I started out by asking how things were going for the band right now. “Very well really, enjoying the tour, we are playing with two of our favourite bands to play with during Clor's existence: The Young Knives and the Envelopes”. I wondered how the legendary Clor show had been going down with people at the gigs. “Really well, we've had pretty much a positive response everywhere, we're playing in places we've never played before but people are still coming along because they've seen the video for our single (Love + Pain). It's been insane, doing the dance and that sort of thing.” Indeed, a Clor show is something to behold. Later that night, Barry, Luke on guitars, Rob on keyboards, Max on bass and Harry on Drums will play in front of a large screen playing out the visually impressive videos (created by Barry's girlfriend Rachel Reupka, and Barry creates much of the band's darkly comic art work) that have made their name, surrounded by long thin strobe lights that wouldn't be out of place on the set of Star Wars, they burst through their set of quirky synth pop songs and convert a lot of Cardiff fans in the process, Barry tells me what people who see Clor live can expect. “Frenetic guitar playing, heavy beats and bass, electronic trickery from Rob on keyboards, I'm not sure to what degree we succeed in playing live, but we seem to enjoy playing. We haven't got a stencil to work from. The arrangements don't change but we play around with sounds, tempo, I like variety.” Indeed, it is the spice of life and Clor provide that eclecticism live.

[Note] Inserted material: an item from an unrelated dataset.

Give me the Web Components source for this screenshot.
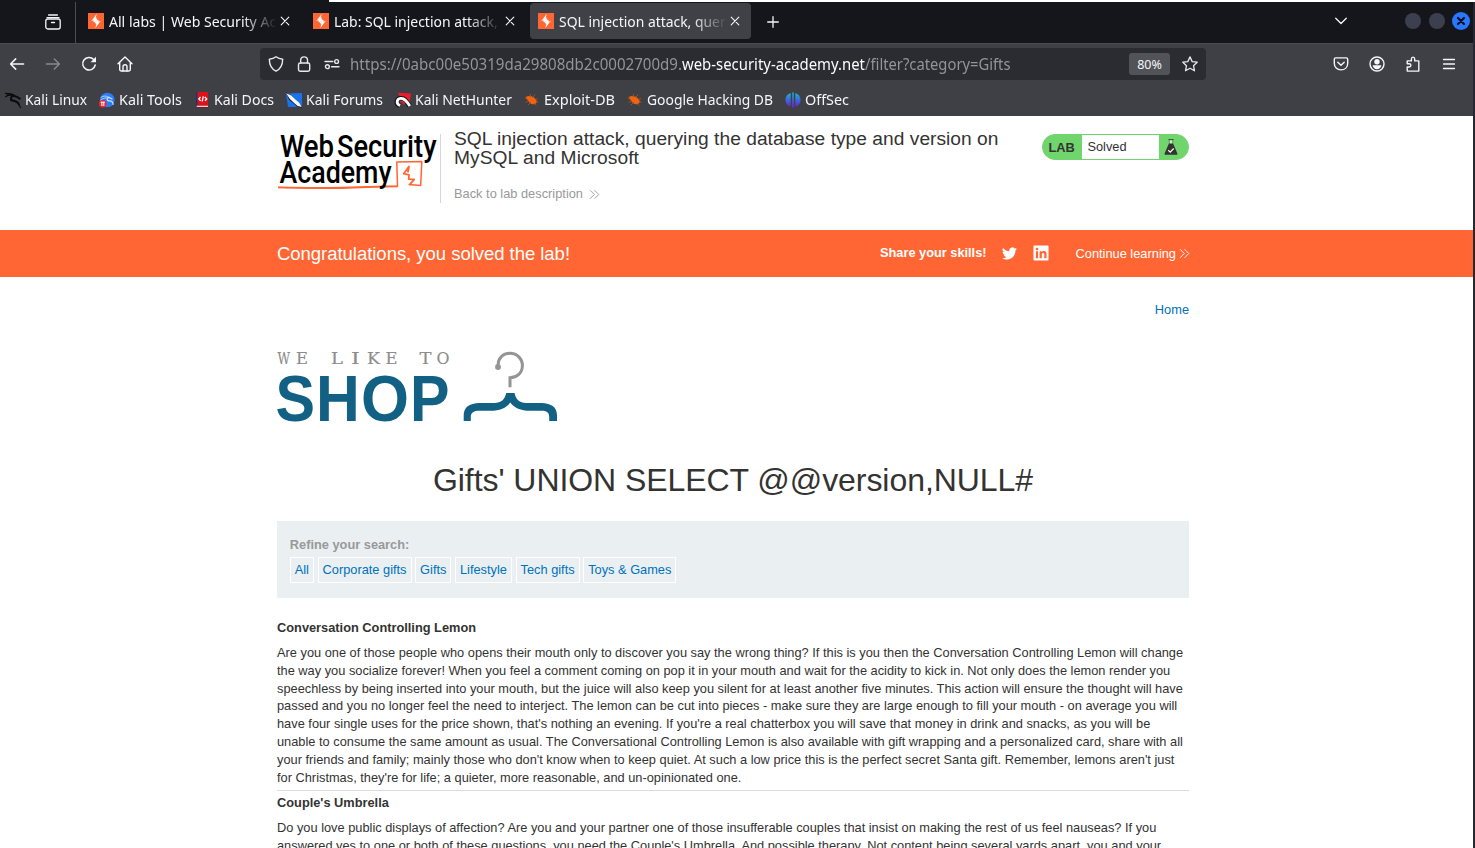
<!DOCTYPE html>
<html lang="en">
<head>
<meta charset="utf-8">
<title>SQL injection attack, querying the database type and version on MySQL and Microsoft</title>
<style>
html,body{margin:0;height:100%;overflow:hidden;background:#fff}
body{font-family:"Liberation Sans",Arial,sans-serif}
</style>
</head>
<body>
<desktop-window></desktop-window>
<script>
const define = (name, html, init) => customElements.define(name, class extends HTMLElement {
  constructor(){ super(); this.attachShadow({mode:'open'}); }
  connectedCallback(){
    this.shadowRoot.innerHTML = typeof html === 'function' ? html(this) : html;
    if (init) init(this);
  }
});

/* One-line text that occupies `w` pixels: by tracking, or with `condense` by glyph width. */
define('fit-text', `<style>:host{display:inline-block;white-space:pre;flex:none}span{display:inline-block;transform-origin:0 50%}</style><span><slot></slot></span>`, el => {
  const s = el.shadowRoot.querySelector('span'), w = +el.getAttribute('w');
  if (!w) return;
  el.style.width = w + 'px';
  const natural = s.getBoundingClientRect().width;
  if (el.hasAttribute('condense')) s.style.transform = `scaleX(${w / natural})`;
  else s.style.letterSpacing = (w - natural) / el.textContent.length + 'px';
});

const L = 'fill="none" stroke="currentColor" stroke-linecap="round" stroke-linejoin="round"';
const icons = {
  stack:[16,`<g ${L} stroke-width="1.3"><path d="M3.6 1h8.8M2 3.6h12"/><rect x=".8" y="5" width="14.4" height="10" rx="2"/><path d="M6.5 8.5h3"/></g>`],
  burp:[16,`<path fill="#ff6633" d="M0 0h16v16H0z"/><path fill="#fff" d="M8.7.8 3.5 8h4.1V5.3zM7.3 15.2 12.5 8H8.5v2.6zM7.6 4.6h1v6.7h-1zM3.5 7l5 1.8L7.5 10zM12.5 9 7.8 7.2l1-1z"/>`],
  x:[10,`<path ${L} stroke-width="1.1" d="m1.2 1.2 7.6 7.6m0-7.6L1.2 8.8"/>`],
  plus:[12,`<path ${L} stroke-width="1.3" d="M6 .7v10.6M.7 6h10.6"/>`],
  chev:[12,`<path ${L} stroke-width="1.3" d="m.7 3.2 5.3 5.3 5.3-5.3"/>`],
  back:[16,`<path ${L} stroke-width="1.5" d="M14.6 8H1.6M6.7 2.9 1.6 8l5.1 5.1"/>`],
  fwd:[16,`<path ${L} stroke-width="1.4" d="M1.4 8h13M9.3 2.9 14.4 8l-5.1 5.1"/>`],
  reload:[16,`<path ${L} stroke-width="1.5" d="M14.2 9A6.3 6.3 0 1 1 12.7 3.5"/><path fill="currentColor" d="M15 .8V6.2H9.6z"/>`],
  home:[16,`<g ${L} stroke-width="1.4"><path d="M1 7.8 8 1l7 6.8M2.7 6.4v7.2c0 .9.5 1.4 1.4 1.4h7.8c.9 0 1.4-.5 1.4-1.4V6.4"/><path d="M6 15v-4.2C6 9.4 6.8 8.7 8 8.7s2 .7 2 2.1V15"/></g>`],
  shield:[16,`<path ${L} stroke-width="1.4" d="M8 .8c2 1.6 4.3 2.3 6.7 2.5-.1 5.3-1.9 9.7-6.7 11.9C3.200 13 1.400 8.600 1.300 3.300 3.700 3.100 6 2.400 8 .8z"/>`],
  lock:[16,`<g ${L} stroke-width="1.4"><rect x="2.500" y="7" width="11.200" height="8.200" rx="1.700"/><path d="M4.700 7V4.300a3.400 3.400 0 0 1 6.800 0V7"/></g>`],
  perms:[16,`<g ${L} stroke-width="1.400"><path d="M1 5.500h7.800M7.500 10.700h7.500"/><circle cx="12.600" cy="5.500" r="1.900"/><circle cx="3.400" cy="10.700" r="1.900"/></g>`],
  star:[16,`<path ${L} stroke-width="1.300" d="m8 .9 2.200 4.700 5 .6-3.700 3.500 1 5.100L8 12.300l-4.500 2.500 1-5.100L.8 6.200l5-.6z"/>`],
  pocket:[16,`<g ${L} stroke-width="1.400"><path d="M1.300 3.300c0-.9.500-1.400 1.400-1.400h10.600c.9 0 1.400.5 1.400 1.400v3.900c0 4-2.800 6.700-6.700 6.700S1.300 11.200 1.300 7.200z"/><path d="M4.800 6.200 8 9.200l3.200-3"/></g>`],
  user:[16,`<circle cx="8" cy="8" r="7" ${L} stroke-width="1.400"/><circle cx="8" cy="5.700" r="2.700" fill="currentColor"/><path fill="currentColor" d="M3.600 9.300h8.800c-.3 2.400-2 3.900-4.400 3.900s-4.100-1.500-4.400-3.900z"/>`],
  ext:[16,`<path ${L} stroke-width="1.400" d="M2.200 15.100V11h2c2.300 0 2.300-3.300 0-3.300h-2V4.900h4.200V2.900c0-2.400 3.300-2.400 3.300 0v2h4.100v10.200z"/>`],
  menu:[14,`<path ${L} stroke-width="1.300" d="M1.500 2.500h11M1.500 7h11M1.500 11.500h11"/>`],
  kali:[16,`<g fill="none" stroke="#0b0b0d" stroke-linecap="round"><path stroke-width="1.200" d="M.4 1.300c4 .2 6.500.3 8.500 1.700M.6 4.800C3 3.200 6 2.900 9 3.700M1.800 3l5-.2"/><path stroke-width="2" d="M8.800 3.500C5.200 4.800 5 7.600 8 8.500c3 .8 5.200 1.400 6 4M9.200 4l2.800.9 2.800 1.800"/><path stroke-width="1.200" d="M12.200 10c1 2 2 3.300 3.300 5.500M7 9l-1.500-.5"/></g>`],
  tools:[16,`<circle cx="8.300" cy="8" r="7.300" fill="#2b7cf6"/><g fill="none" stroke="#cfe3ff" stroke-linecap="round" stroke-width=".8"><path d="M2 5.400c3-2 6.200-1.500 7.800-.2M1.500 8c2.500-2 5.400-2.500 8.700-2.100"/><path stroke-width="1.100" d="M9.300 5.700c-2.200 1-1.300 3.300 1 3.200 2.400-.1 3.700 1.200 3.800 3.600M10 5.200l3 1.800"/></g><circle cx="3.700" cy="11.800" r="3.800" fill="#ed2732"/><path stroke="#fff" d="M1.700 10.200h4.200M2.900 10v4M4.800 10v4"/>`],
  docs:[16,`<path fill="#16367c" d="M2 0h1.700v14.500H2z"/><path fill="#df1118" d="M3.500 0H14v13.700H3.500z"/><path fill="#d7d7df" d="M2.700 13.700H14v1.300H2.700z"/><path fill="#a50b13" d="M2.500 15H14v1H2.500z"/><path fill="none" stroke="#fff" stroke-width="1.300" d="M6.500 5 4.800 7l1.900 1.900M9.300 4.400 8.200 9.300M10.800 5l1.900 1.900-1.700 1.900"/>`],
  forums:[16,`<path fill="#1873ef" d="M0 1.500 16 1v12.500L9 15H2z"/><path fill="#17171c" d="M0 .5 5 3l8 9 3 4-5-1.500-8-7z"/><path fill="#f7f8ff" d="M.2 1.200 5.300 3.500l4.700 4.500 3 2.500 2.700 4.600-4-1.200-3.300-2.600-4.500-4.300z"/>`],
  nethunter:[16,`<path fill="#ed1c2b" d="M3 .8 16 1.500l-1.500 11L8 12z"/><path fill="none" stroke="#15151a" stroke-width="4.800" d="M4.500 13.500C.3 11.500 1.500 7 5.500 6.400s6 2.600 9 7.600"/><path fill="none" stroke="#fff" stroke-width="2.800" d="M5 13.500C.6 11.500 1.800 7 5.600 6.400s6.200 3 9.200 7.600"/><path fill="none" stroke="#dc1c2c" stroke-width="1.800" d="M5 9.700c2-.8 3.500.5 4.500 2.300"/>`],
  exploit:[16,`<path fill="#ee6412" d="M2 4.800C5 3.300 9.500 4.300 12 7.500c1.500 1.900.8 3.900-1.100 4.500-3.200.9-6-1.200-7-3.800L2 6.500z"/><path fill="none" stroke="#ad511c" stroke-width=".9" d="M3.200 5.700.6 6M4.500 9l-3 1.300M6.500 10.500l-2.700 2.700M6 4.800 6.500 2M9 5.500l2-3M11.500 7.500l2.500-1M12 10h2.500M10.300 11.500l2 2.200"/>`],
  offsec:[16,`<defs><linearGradient id="g" x2="0" y2="1"><stop stop-color="#22b0ce"/><stop offset=".5" stop-color="#386bdc"/><stop offset="1" stop-color="#6a25d4"/></linearGradient></defs><g fill="url(#g)"><path d="M5.700 1.200v13.300C3.100 14 .5 11.800.5 7.900S3.100 1.700 5.700 1.200zM10.300 1.200v13.300c2.600-.5 5.200-2.700 5.200-6.600s-2.600-6.200-5.200-6.700z"/><path d="M7.200.5h1.600v15.300H7.200z"/></g>`],
  dbl:[11,`<path fill="none" stroke="currentColor" stroke-width=".9" d="m1 1.200 4.300 4.300L1 9.800M5.500 1.200l4.300 4.300-4.300 4.300"/>`],
  twitter:[24,`<path fill="#fff" d="M24 4.600c-.9.400-1.800.7-2.800.8 1-.6 1.800-1.600 2.200-2.700-1 .6-2 1-3.100 1.200a4.900 4.900 0 0 0-8.400 4.500C7.700 8.200 4.100 6.200 1.600 3.200a4.900 4.900 0 0 0 1.500 6.500c-.8 0-1.600-.2-2.200-.6v.1c0 2.400 1.700 4.400 3.900 4.800-.7.200-1.500.2-2.200.1.600 2 2.400 3.400 4.600 3.400A9.900 9.900 0 0 1 0 19.500 13.900 13.900 0 0 0 7.500 21.700c9.100 0 14-7.500 14-14v-.6c1-.7 1.800-1.600 2.500-2.500z"/>`],
  linkedin:[16,`<rect x=".5" y=".5" width="15" height="15" rx="1" fill="#fff"/><g fill="#f63"><circle cx="4" cy="4" r="1.300"/><path d="M2.900 6.300h2.200v7H2.900zM6.600 6.300h2.100v1c.4-.7 1.200-1.200 2.300-1.200 1.900 0 2.500 1.200 2.500 3.200v4h-2.200V9.800c0-1-.2-1.800-1.200-1.800s-1.300.8-1.300 1.800v3.500H6.600z"/></g>`],
  flask:[16,`<path fill="#c9f0c6" d="M6.200 1.500h3.600v4H6.200z"/><path fill="#333332" d="M5.300.2h5.400v.9H5.300zM5.900 1h.5v4h-.5zM9.600 1h.5v4h-.5zM5.900 4.500h4.200l4.300 10c.2.800-.2 1.300-1 1.300H2.600c-.8 0-1.200-.5-1-1.300z"/><path fill="none" stroke="#fff" stroke-width="1.200" d="m5.200 11.200 2 2 3.500-3.700"/>`]
};
define('ui-icon', el => {
  const [v, body] = icons[el.getAttribute('name')], s = el.getAttribute('size') || v;
  return `<style>:host{display:block;flex:none;width:${s}px;height:${s}px}svg{display:block;overflow:visible}</style><svg width="${s}" height="${s}" viewBox="0 0 ${v} ${v}">${body}</svg>`;
});

define('browser-tab', `<style>
:host{display:flex;box-sizing:border-box;width:221px;height:36px;margin-right:4px;padding:0 8px;align-items:center;border-radius:4px;color:#f5f5fa}
:host([active]){background:#404146}
.label{width:168px;margin:0 3px 0 5px;overflow:hidden;white-space:pre;-webkit-mask-image:linear-gradient(90deg,#000 133px,transparent 168px);mask-image:linear-gradient(90deg,#000 133px,transparent 168px)}
</style><ui-icon name="burp"></ui-icon><div class="label"><slot></slot></div><ui-icon name="x"></ui-icon>`);

define('tab-strip', `<style>
:host{display:flex;height:41px;background:#15161b;color:#f5f5fa;font:14.5px/20px "Noto Sans",sans-serif;padding-top:1px;box-sizing:border-box;border-radius:0 6px 0 0}
.view{width:75px;border-right:1px solid #4b4c51;margin-top:-1px;height:41px;display:flex;align-items:center}
.view ui-icon{margin-left:45px;margin-top:-2px}
.tabs{display:flex;margin-left:4px}
.row{display:flex;height:36px;align-items:center}
.grow{flex:1}
.dot{width:16px;height:16px;border-radius:50%;background:#3c3f4e;margin-right:8px;margin-top:-1px}
.close{display:flex;align-items:center;justify-content:center;width:18px;height:18px;border-radius:50%;background:#2777ff;color:#0b1020;margin:-1px 3px 0 -1px}
.close svg{display:block}
</style>
<div class="view"><ui-icon name="stack"></ui-icon></div>
<div class="tabs"><browser-tab><fit-text condense w="212">All labs | Web Security Academy</fit-text></browser-tab><browser-tab><fit-text condense w="226">Lab: SQL injection attack, querying</fit-text></browser-tab><browser-tab active><fit-text condense w="194.5">SQL injection attack, querying</fit-text></browser-tab></div>
<div class="row" style="margin-left:12px;padding-top:1px"><ui-icon name="plus"></ui-icon></div>
<div class="grow"></div>
<div class="row"><ui-icon name="chev" style="margin-right:58px"></ui-icon><span class="dot"></span><span class="dot"></span><span class="close"><svg width="10" height="10" viewBox="0 0 10 10"><path d="m2 2 6 6m0-6L2 8" stroke="currentColor" stroke-width="2.200" stroke-linecap="round"/></svg></span></div>`);

define('nav-bar', `<style>
:host{display:flex;height:42px;padding-bottom:1px;align-items:center;box-sizing:border-box;border-top:1px solid #4b4c51;background:#3f4045;color:#f5f5fa;font:15.500px/22px "Noto Sans",sans-serif}
.nav{display:flex;gap:20px;padding-left:9px;width:251px}
.url{display:flex;align-items:center;width:946px;height:32px;border-radius:4px;background:#2b2c31;box-sizing:border-box;padding:0 8px;color:#939398;flex:none;margin-top:-1px}
.url>ui-icon{margin-right:12px;color:#e7e7ec}
.url fit-text{padding-top:1px}
.url b{font-weight:400;color:#fbfbfe}
.zoom{margin-left:auto;width:41px;height:22px;border-radius:3px;background:#525358;color:#f5f5fa;font-size:12.500px;line-height:23px;text-align:center;margin-right:12px}
.right{display:flex;gap:20px;margin-left:127px;align-items:center}
.nav,.right{margin-top:-1px}
</style>
<div class="nav"><ui-icon name="back"></ui-icon><ui-icon name="fwd" style="color:#88898e"></ui-icon><ui-icon name="reload"></ui-icon><ui-icon name="home"></ui-icon></div>
<div class="url"><ui-icon name="shield"></ui-icon><ui-icon name="lock"></ui-icon><ui-icon name="perms" style="margin-right:10px"></ui-icon><fit-text condense w="332">https://0abc00e50319da29808db2c0002700d9.</fit-text><b><fit-text condense w="183">web-security-academy.net</fit-text></b><fit-text condense w="145.5">/filter?category=Gifts</fit-text><span class="zoom">80%</span><ui-icon name="star" style="margin:0"></ui-icon></div>
<div class="right"><ui-icon name="pocket"></ui-icon><ui-icon name="user"></ui-icon><ui-icon name="ext"></ui-icon><ui-icon name="menu" style="margin-left:1px"></ui-icon></div>`);

define('bookmark-item', el => `<style>:host{display:flex;align-items:center;gap:4px;flex:none}fit-text{margin-top:-2px}</style><ui-icon name="${el.getAttribute('icon')}"></ui-icon><fit-text condense w="${el.getAttribute('w')}">${el.getAttribute('label')}</fit-text>`);

define('bookmark-bar', `<style>:host{display:flex;height:31px;padding:0 5px 1px;gap:12px;align-items:center;box-sizing:border-box;background:#3f4045;color:#f5f5fa;font:14.500px/20px "Noto Sans",sans-serif}</style>
<bookmark-item icon="kali" label="Kali Linux" w="62"></bookmark-item><bookmark-item icon="tools" label="Kali Tools" w="63"></bookmark-item><bookmark-item icon="docs" label="Kali Docs" w="60"></bookmark-item><bookmark-item icon="forums" label="Kali Forums" w="77"></bookmark-item><bookmark-item icon="nethunter" label="Kali NetHunter" w="97"></bookmark-item><bookmark-item icon="exploit" label="Exploit-DB" w="71"></bookmark-item><bookmark-item icon="exploit" label="Google Hacking DB" w="126"></bookmark-item><bookmark-item icon="offsec" label="OffSec" w="44"></bookmark-item>`);

define('academy-logo', `<style>:host{display:block;width:163px;height:70px;flex:none}svg{display:block;overflow:visible}</style>
<svg width="163" height="70" viewBox="277 133 163 70"><g fill="none" stroke="#f63" stroke-width="1.500" stroke-linejoin="round"><path d="M278 187.600c18 .3 38 1 58 .6s40-1.500 62-1.700"/><path d="M278 187.300c22 .2 44 .6 64 .2 20-.5 38-1 55.500-1.500l-.7-24.100 25-.5-1.100 24-12.200-.9"/><path stroke-width="1.800" d="m409.300 166-5.600 7.700 5.300 1.100-.3 4.400 5.500.1-4.600 5.500M409 167l-1.200 5.500"/></g>
<g font-family="Roboto,sans-serif" font-weight="500" font-size="30.500" fill="#000"><text x="280" y="156.600" textLength="54" lengthAdjust="spacingAndGlyphs">Web</text><text x="337" y="156.600" textLength="99.500" lengthAdjust="spacingAndGlyphs">Security</text><text x="279.500" y="183" textLength="112" lengthAdjust="spacingAndGlyphs">Academy</text></g></svg>`);

define('lab-status', `<style>:host{display:flex;width:147px;height:26px;box-sizing:border-box;border:1px solid #70d56c;border-radius:13px;background:#70d56c;color:#333332;font-size:12.800px;line-height:24px;overflow:hidden}
b{width:39px;box-sizing:border-box;padding:1px 0 0 5.500px}span{width:77px;height:24px;box-sizing:border-box;padding-left:5.400px;background:#fff}ui-icon{margin:4px 0 0 4px}</style><b>LAB</b><span>Solved</span><ui-icon name="flask"></ui-icon>`);

define('lab-header', `<style>:host{display:flex;width:912px;height:114px;margin-left:277px;padding-top:17px;box-sizing:border-box;color:#333332}
.main{border-left:1px solid #d6d6d6;height:69px;margin-top:1px;padding-left:13px;width:588px;box-sizing:border-box}
h2{margin:-5px 0 0;font-size:19.200px;line-height:19.200px;font-weight:400;white-space:nowrap}
.back{display:flex;align-items:center;gap:6px;color:#999;font-size:12.800px;line-height:16px;margin-top:19px}
lab-status{margin:1px 0 0 14px}</style>
<academy-logo></academy-logo><div class="main"><h2><fit-text w="544.5">SQL injection attack, querying the database type and version on</fit-text><br><fit-text w="185">MySQL and Microsoft</fit-text></h2><div class="back"><fit-text w="129">Back to lab description</fit-text><ui-icon name="dbl"></ui-icon></div></div><lab-status></lab-status>`);

define('solved-banner', `<style>:host{display:flex;align-items:center;height:47px;box-sizing:border-box;padding:0 284px 0 277px;background:#f63;color:#fff;font-size:12.800px}
.c{font-size:18.500px;flex:1}b{margin:-2px 15px 0 0}</style><span class="c"><fit-text w="293">Congratulations, you solved the lab!</fit-text></span><b><fit-text w="106.5">Share your skills!</fit-text></b><ui-icon name="twitter" size="15"></ui-icon><ui-icon name="linkedin" style="margin:-.5px 27px 0 16px"></ui-icon><fit-text w="100.500">Continue learning</fit-text><ui-icon name="dbl" style="margin-left:2.500px;margin-right:-.5px"></ui-icon>`);

define('shop-logo', el => {
  const top = [['W',277.500,12.500],['E',296,12],['L',331,12],['I',351,8.800],['K',367,13],['E',385.500,12],['T',419.500,12],['O',436.500,13]];
  const shop = [['S',275.500,39.500],['H',316,43.800],['O',361,48],['P',410,39.500]];
  const t = a => a.map(([c,x,w]) => `<text x="${x}" textLength="${w}" lengthAdjust="spacingAndGlyphs">${c}</text>`).join('');
  return `<style>:host{display:block;width:282px;height:74px}svg{display:block;overflow:visible}</style><svg width="282" height="74" viewBox="277 350 282 74">
<g transform="translate(0 364)" font-family="DejaVu Serif,serif" font-size="16.500" fill="#8c8c8c" stroke="#8c8c8c" stroke-width=".15">${t(top)}</g>
<g transform="translate(0 421)" font-family="Liberation Sans,sans-serif" font-weight="700" font-size="64" fill="#126185">${t(shop)}</g>
<path fill="none" stroke="#949494" stroke-width="3" d="M498.300 366c-1-7 4.500-12.700 11.700-12.700 7 0 12.400 5.400 12.400 12.200 0 7.500-5.400 12-12.400 12.200v9.500"/><circle cx="498" cy="367" r="2.900" fill="#949494"/>
<path fill="#126185" d="M506.200 393h8.300c1.200 6.600 5.300 9.800 11.500 10h15c10.800.2 16 4.500 16 12.500v5.500h-7.800v-4c0-4.500-2.500-6.200-8-6.200h-11c-9.500 0-16-3-19.900-8.300-3.800 5.300-10.300 8.300-19.800 8.300h-11c-5.500 0-8.700 1.700-8.700 6.200v4H463.700v-5.500c0-8 5.200-12.300 16-12.500h15c6.200-.2 10.300-3.400 11.500-10z"/></svg>`;
});

define('filter-link', `<style>:host{box-sizing:border-box;height:26px;border:1px solid #fff;display:block;padding:0 4px;line-height:23px;color:#0071bc;white-space:nowrap;text-align:center;text-indent:-.3px}</style><slot></slot>`);
define('search-filters', `<style>:host{display:block;box-sizing:border-box;height:77px;background:#eaeff2;padding:16px 13px 0;font-size:12.800px}
b{display:block;line-height:16px;color:#999;margin-bottom:4px;text-indent:-.2px}div{display:grid;grid-template-columns:24px 94px 36px 57px 64px 93px;column-gap:3.700px}</style>
<b>Refine your search:</b><div><filter-link>All</filter-link><filter-link>Corporate gifts</filter-link><filter-link>Gifts</filter-link><filter-link>Lifestyle</filter-link><filter-link>Tech gifts</filter-link><filter-link>Toys &amp; Games</filter-link></div>`);

define('product-entry', `<style>:host{display:block;font-size:12.800px;line-height:17.920px;color:#333332;border-bottom:1px solid #dcdcdc;padding-bottom:3px}
b{display:block;padding:3px 0 6.760px}::slotted(p){margin:0;white-space:pre;letter-spacing:.0035px}</style><b><slot name="title"></slot></b><slot></slot>`);

define('shop-page', `<style>:host{display:block;width:912px;margin-left:277px}
.home{text-align:right;color:#0071bc;font-size:12.800px;line-height:16px;padding-top:25px;height:32px}
h1{margin:38px 0 0;font-weight:400;font-size:32px;line-height:36px;color:#333332;text-align:center}
search-filters{margin:23px 0 18px}
.first{height:175px;box-sizing:border-box}</style>
<div class="home">Home</div><shop-logo style="margin-top:16px"></shop-logo>
<h1><fit-text w="600">Gifts' UNION SELECT @@version,NULL#</fit-text></h1>
<search-filters></search-filters>
<product-entry class="first"><span slot="title">Conversation Controlling Lemon</span><p>Are you one of those people who opens their mouth only to discover you say the wrong thing? If this is you then the Conversation Controlling Lemon will change
the way you socialize forever! When you feel a comment coming on pop it in your mouth and wait for the acidity to kick in. Not only does the lemon render you
speechless by being inserted into your mouth, but the juice will also keep you silent for at least another five minutes. This action will ensure the thought will have
passed and you no longer feel the need to interject. The lemon can be cut into pieces - make sure they are large enough to fill your mouth - on average you will
have four single uses for the price shown, that's nothing an evening. If you're a real chatterbox you will save that money in drink and snacks, as you will be
unable to consume the same amount as usual. The Conversational Controlling Lemon is also available with gift wrapping and a personalized card, share with all
your friends and family; mainly those who don't know when to keep quiet. At such a low price this is the perfect secret Santa gift. Remember, lemons aren't just
for Christmas, they're for life; a quieter, more reasonable, and un-opinionated one.</p></product-entry>
<product-entry><span slot="title">Couple's Umbrella</span><p>Do you love public displays of affection? Are you and your partner one of those insufferable couples that insist on making the rest of us feel nauseas? If you
answered yes to one or both of these questions, you need the Couple's Umbrella. And possible therapy. Not content being several yards apart, you and your</p></product-entry>`);

define('desktop-window', `<style>:host{display:flex;flex-direction:column;box-sizing:border-box;width:1475px;height:848px;overflow:hidden;background:#262730}
.edge{height:2px;flex:none;background:linear-gradient(90deg,#15161b 329px,#fff 329px)}
.win{width:1473px;height:846px;background:#fff;overflow:hidden}
tab-strip{box-shadow:6px -6px 0 #101116}</style>
<div class="edge"></div><div class="win"><tab-strip></tab-strip><nav-bar></nav-bar><bookmark-bar></bookmark-bar><lab-header></lab-header><solved-banner></solved-banner><shop-page></shop-page></div>`);
</script>
</body>
</html>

I'd read Clor's journey towards being signed was swift, I wondered how true this was? “Yeah, getting signed was really fast. We formed and we played four or five gigs, we only sent out one demo, he really liked it and he started burning it off and saying to people, 'you've got to come and see this band'. By the fourth gig, lots of industry people started turning up and by our fifth gig we were offered an EP deal which was called “Welcome Music Lovers” and two days later EMI came and saw us play, their main man came up to us and said 'let's do an album together, we'll be in touch with you tomorrow'. It was really quick and really unexpected”.

This rapid rise if offset by the fact that the band met whilst putting on the club nights called “Bad Bunny”, which have since become just “Clor”. These nights seemed to inspire the formation of Clor as a band, according to Barry they: “Made music so that we had original music to play at the club. We used to play really eclectic DJ sets that ranged from really hard raga, through to reflex stuff, Aphex, right through to Northern soul, dub and indie and stuff.” I wondered if these sounds influenced the music they later went on to make? “Well inevitably, that's what we're all into. Matt's an ardent fan of '80s pop, people like Toto. It's all our enthusiasm stuck together and that's Clor” It dawned on me that because the inspirations for the Clor sound was forged upon such a varied range of music that it is therefore pretty pointless when people try to pigeonhole their sound and style.

Barry himself doesn't “know where it comes from. Well I don't know how it becomes what it becomes. All I know is we keep doing it and keep developing every track until we all like it.” Clor aren't calculated either, not for them weeks sat in a studio wondering how to sound like the new Bloc Party, Coldplay or whatever scene is in fashion this week. He admits they analyse their music but not in terms of how their music will fit within the current climate: “we just don't analyse it in terms of does this fit into a scene. We just analyse it in terms of is “this rocking for us right now?”

Linked to that, Clor's debut was recorded in the back bedroom of guitarist/keyboardist Luke's house in Kennington, London. I wondered if this was about maintaining a degree of control over the how the album would sound? “Absolutely, and its cheaper, and it's a learning process.” Barry was new to producing too: “I didn't have any experience before. Luke had just bought his logic set: I just came in new. And sort of learnt as we went along”

Clor don't seem to lyrically follow the traditional pattern of verse-chorus-verse or even tell stories within their lyrics, the words are often ambiguous and allow the listener to attach their own meanings onto the songs. I wondered how the lyrics come about: “They just come” reckons Barry. “I go with Brian Eno's philosophy that the “voice is just another instrument” I don't want to tell narrative tales, I want to keep the lyrics kind of ambiguous, and provocative, and the important thing is feeling the music and how they fit together. On the other side though, I do have notebooks where I write down observations and thoughts and feelings and phrases and I kind of put all those together so it kind of makes it meaningful but not didactic.” Following on from that, I wondered if “Love And Pain” came out a similar way. “Yeah, that's exactly how it evolved: you just push the music and the words together and the chorus just seemed to take off.” The melodies on Clor's debut seem of vital importance to understanding the band, whether it's the soaring synth pop power of “Love and Pain”, the fragility of “Gifted” or the Princey vibes of “Good Stuff”, melody seems to central part of the Clor sound. Barry agrees: “Definitely for me it's the most important. You're just trying to create a full package that works together, it's something that Bob Dylan's songs seem to have and it's something we are trying to do now.”

As well as melodies and traditional song structures, there's a playful quirkiness in the synth sounds that Clor produce. Not for them the obvious overproduction of the 80's retro sound that the likes of The Departure peddle but an experimentation with sounds and music. Barry explains how they get there: “There's lots of percussion on there: there's me and Luke bashing away at things in a room with whatever came to hand, there's lots of really unconventional ways of putting together lots of effects, using different guitar lines, it's a mash up of all the things we've ever wanted to do, and we try and craft them into songs, that are quite poppy songs, although that's just because we're quite poppy people.” Pop songs yes, but quirky pop songs? “Yeah of course we want to subvert pop, I mean all the best pop stuff is like that I mean Brian Eno. It's the kind of music that makes you think, 'why do I like that'?”